Le rabattement sur les transports collectifs et les modes actifs (marche, vélo) est encore plus fort dans les villes suisses comme Lausanne ou Berne (la part modale de la voiture est alors divisée par 3) où ces alternatives sont plus présentes, ce qui justifie la nécessité pour la commune de mener une politique de transports cohérente et favorable aux modes de transports collectifs et actifs et conjointe avec ses voisines.

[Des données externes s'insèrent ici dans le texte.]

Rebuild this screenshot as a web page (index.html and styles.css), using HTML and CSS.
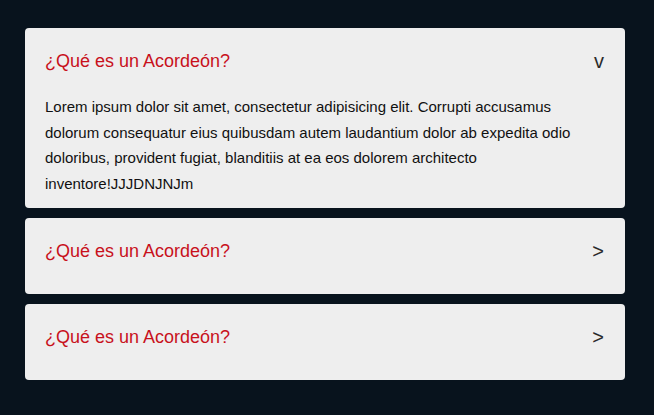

Les initiatives menées en France dans certains éco-quartiers ou villes comme Strasbourg, où le Plan Local d’Urbanisme (PLU) octroie un nombre inférieur de place de stationnement par logement (0, 5) dans les cas où les transports en commun en site propre ou une gare TER sont accessibles à moins de 500m de distance, montrent la pertinence de la décentralisation du stationnement au bénéfice d’acteurs locaux qui sont proches du territoire concerné et à même de mesurer la disponibilité des modes de transports alternatifs à la voiture pour fixer les amendes à un niveau justifié.

La dépénalisation du stationnement et donc par là l’instauration d’un coût du stationnement dissuasif pourrait être élargie aux deux-roues motorisés dont les risques en termes de sécurité routière, de consommation d’énergie et de pollution de l’air augmentent avec leur développement exponentiel dans des villes comme Paris[3].

Avec la décentralisation et la dépénalisation du stationnement, les intercommunalités pourront mettre en place des politiques plus dissuasives à l’usage de la voiture et plus volontaristes sur le front du report modal, pour ainsi conforter les tendances actuelles des milieux urbains qui voient la motorisation et l’usage de la voiture diminuer progressivement.

[1] Sénateur Louis Nègre, Rapport sur la Dépénalisation et la décentralisation du stationnement, Septembre 2011.

[2] Sénateur Louis Nègre, Rapport sur la Dépénalisation et la décentralisation du stationnement, Septembre 2011.

[3] La distance parcourue sur un an par les deux-roues motorisés à plus que doublé entre 1990 et 2011. Source : Compte des transports 2012.

NB:La rectification consiste en un changement de place d'un article additionnel après l'article 38 vers un article additionnel après l'article 36.